Touch, however, remains a key point for Microsoft, and a fair one; Windows 8 is a far superior experience with touch capability. Between the lines, it is plain the company fully expects touch to become the norm as Windows 8 both benefits and demands it.
Intel has made touch capability a required component in its next generation of Ultrabooks. This will benefit the machines – as they will better handle Windows 8 – and Windows 8 – as it will have machines that support it well in the market as the norm.

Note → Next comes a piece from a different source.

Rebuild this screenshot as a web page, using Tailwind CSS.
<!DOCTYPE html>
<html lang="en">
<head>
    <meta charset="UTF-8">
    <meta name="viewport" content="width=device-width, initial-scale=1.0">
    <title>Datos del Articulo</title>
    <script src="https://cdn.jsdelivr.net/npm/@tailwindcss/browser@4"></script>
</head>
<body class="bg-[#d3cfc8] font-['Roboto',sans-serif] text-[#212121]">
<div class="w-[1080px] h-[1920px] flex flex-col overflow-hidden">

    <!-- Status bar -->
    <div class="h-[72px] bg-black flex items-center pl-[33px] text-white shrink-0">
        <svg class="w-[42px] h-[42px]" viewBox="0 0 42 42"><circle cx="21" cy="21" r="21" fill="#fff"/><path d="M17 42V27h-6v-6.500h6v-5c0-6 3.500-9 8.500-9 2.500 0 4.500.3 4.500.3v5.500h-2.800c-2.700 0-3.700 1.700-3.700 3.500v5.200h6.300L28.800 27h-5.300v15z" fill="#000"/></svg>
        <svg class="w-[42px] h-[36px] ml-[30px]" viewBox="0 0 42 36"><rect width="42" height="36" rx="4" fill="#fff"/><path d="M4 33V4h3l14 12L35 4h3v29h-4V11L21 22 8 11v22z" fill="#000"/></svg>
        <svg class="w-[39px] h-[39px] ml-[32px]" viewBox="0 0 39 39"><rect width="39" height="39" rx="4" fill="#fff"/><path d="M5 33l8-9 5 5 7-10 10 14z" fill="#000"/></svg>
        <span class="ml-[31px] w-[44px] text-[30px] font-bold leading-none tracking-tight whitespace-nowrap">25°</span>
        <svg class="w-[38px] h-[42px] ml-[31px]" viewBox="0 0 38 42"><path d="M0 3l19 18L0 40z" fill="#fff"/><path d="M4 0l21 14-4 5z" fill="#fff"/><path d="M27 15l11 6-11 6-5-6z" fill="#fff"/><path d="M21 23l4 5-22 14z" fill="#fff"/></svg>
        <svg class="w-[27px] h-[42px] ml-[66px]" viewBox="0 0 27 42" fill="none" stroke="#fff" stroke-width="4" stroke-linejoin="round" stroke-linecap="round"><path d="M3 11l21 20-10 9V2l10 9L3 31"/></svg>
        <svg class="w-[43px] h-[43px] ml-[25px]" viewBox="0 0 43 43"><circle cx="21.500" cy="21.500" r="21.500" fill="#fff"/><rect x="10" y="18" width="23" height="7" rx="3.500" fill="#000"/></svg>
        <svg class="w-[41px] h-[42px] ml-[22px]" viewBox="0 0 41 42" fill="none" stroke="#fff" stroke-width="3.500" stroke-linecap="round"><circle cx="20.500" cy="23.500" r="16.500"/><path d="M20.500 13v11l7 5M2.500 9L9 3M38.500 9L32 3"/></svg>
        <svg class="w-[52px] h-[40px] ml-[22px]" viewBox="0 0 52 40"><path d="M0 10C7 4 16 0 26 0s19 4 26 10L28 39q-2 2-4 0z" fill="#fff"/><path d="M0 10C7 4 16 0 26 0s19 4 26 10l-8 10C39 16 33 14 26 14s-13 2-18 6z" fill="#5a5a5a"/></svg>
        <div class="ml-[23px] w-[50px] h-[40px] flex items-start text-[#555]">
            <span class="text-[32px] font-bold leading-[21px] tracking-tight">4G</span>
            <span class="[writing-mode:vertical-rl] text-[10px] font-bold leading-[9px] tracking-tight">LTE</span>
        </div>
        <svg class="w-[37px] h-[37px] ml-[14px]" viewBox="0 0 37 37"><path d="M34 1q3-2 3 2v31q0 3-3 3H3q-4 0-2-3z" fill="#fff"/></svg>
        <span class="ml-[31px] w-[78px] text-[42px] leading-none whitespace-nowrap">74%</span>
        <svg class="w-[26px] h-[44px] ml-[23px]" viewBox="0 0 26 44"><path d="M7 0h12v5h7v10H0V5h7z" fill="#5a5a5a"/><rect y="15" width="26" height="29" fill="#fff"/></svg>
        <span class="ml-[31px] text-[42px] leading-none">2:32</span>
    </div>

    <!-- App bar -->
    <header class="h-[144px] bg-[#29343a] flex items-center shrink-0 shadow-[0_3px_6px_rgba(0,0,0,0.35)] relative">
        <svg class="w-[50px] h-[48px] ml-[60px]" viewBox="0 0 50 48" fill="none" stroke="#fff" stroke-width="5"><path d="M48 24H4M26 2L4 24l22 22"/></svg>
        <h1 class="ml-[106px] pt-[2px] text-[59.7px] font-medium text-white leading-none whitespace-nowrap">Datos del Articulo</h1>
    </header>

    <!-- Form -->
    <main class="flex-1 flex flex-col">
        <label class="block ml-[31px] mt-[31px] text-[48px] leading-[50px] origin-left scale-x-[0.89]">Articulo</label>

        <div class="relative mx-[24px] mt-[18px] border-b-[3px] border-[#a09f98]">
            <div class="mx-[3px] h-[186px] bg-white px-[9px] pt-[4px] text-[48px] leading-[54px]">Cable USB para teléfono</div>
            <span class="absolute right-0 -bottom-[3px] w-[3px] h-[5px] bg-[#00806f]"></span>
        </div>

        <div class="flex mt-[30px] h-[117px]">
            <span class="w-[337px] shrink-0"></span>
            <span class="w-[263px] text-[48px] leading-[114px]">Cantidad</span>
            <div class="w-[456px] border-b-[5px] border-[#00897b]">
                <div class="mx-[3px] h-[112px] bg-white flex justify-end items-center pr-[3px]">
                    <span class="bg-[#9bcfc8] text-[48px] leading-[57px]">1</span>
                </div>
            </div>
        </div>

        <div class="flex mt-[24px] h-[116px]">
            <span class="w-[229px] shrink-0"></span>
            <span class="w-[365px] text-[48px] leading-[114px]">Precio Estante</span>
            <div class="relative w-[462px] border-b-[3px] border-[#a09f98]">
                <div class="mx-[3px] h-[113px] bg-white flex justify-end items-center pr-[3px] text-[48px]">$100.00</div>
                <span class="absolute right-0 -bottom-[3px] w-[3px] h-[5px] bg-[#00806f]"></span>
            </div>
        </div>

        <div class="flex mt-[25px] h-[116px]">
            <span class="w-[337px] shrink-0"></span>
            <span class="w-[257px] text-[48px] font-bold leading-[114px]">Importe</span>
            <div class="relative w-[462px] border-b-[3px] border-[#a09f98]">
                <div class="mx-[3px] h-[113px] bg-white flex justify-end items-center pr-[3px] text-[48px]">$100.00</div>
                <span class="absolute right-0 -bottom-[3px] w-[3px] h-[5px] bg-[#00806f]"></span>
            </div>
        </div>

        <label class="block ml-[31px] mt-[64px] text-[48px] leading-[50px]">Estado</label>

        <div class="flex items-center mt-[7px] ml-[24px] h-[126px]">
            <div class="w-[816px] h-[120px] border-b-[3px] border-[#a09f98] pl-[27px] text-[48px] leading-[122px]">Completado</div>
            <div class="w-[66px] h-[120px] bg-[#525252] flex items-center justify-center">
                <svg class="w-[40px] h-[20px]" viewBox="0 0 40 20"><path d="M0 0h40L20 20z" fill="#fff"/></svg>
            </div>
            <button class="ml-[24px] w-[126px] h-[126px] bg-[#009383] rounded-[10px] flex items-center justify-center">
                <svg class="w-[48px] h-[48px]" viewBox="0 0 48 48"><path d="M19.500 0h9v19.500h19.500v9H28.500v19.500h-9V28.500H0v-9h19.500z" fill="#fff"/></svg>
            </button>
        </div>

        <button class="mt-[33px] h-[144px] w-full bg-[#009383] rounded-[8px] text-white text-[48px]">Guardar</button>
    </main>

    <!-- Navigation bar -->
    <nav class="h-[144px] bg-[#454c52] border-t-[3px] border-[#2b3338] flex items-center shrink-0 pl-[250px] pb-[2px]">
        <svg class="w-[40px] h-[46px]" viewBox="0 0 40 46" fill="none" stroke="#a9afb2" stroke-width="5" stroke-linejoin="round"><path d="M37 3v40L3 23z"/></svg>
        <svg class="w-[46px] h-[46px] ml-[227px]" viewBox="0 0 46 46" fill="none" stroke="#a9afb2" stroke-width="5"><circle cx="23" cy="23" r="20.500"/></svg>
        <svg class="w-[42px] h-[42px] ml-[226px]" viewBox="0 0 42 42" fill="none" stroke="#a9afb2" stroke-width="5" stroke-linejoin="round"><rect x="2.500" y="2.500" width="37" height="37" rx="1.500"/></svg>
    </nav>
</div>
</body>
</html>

TNW was given a set of statistics that are worth repeating that explicate the touch point:
On touch-enabled devices, consumers spend 4.5 times as much in the Windows Store, use the Search Charm twice as often, and the ‘Share’ function 2.5 times as often. This indicates more than Windows 8 users benefit from touch, but also that Windows 8 itself benefits, given that its new features see bigger use on such devices, implying a better delivery of the new features on the operating system itself.
Conclusion
Windows 8 is performing much as you suspected that it was. Also, TNW wants to note that folks that we have met at the Windows division have been competent to a person. That’s not something that is said often, but is worth saying out loud at least once.
Microsoft faces a unique set of challenges: OEMs that have been too slow to adapt to market demands, a new operating system that requires user adaptation, and weak market fundamentals that could slow PC demand and thus the roll out of Windows 8. Still, from the short views into the company that we have been afforded, through the rose-tinting of structured meetings, Microsoft appears as confident as ever in its product choices.
Windows 8 isn’t an experiment. It’s a soul change for the company as large as its business model change from software to devices and services.
And when you pair Windows 8 and the Surface you see just that: a device and an operating system designed to deliver services.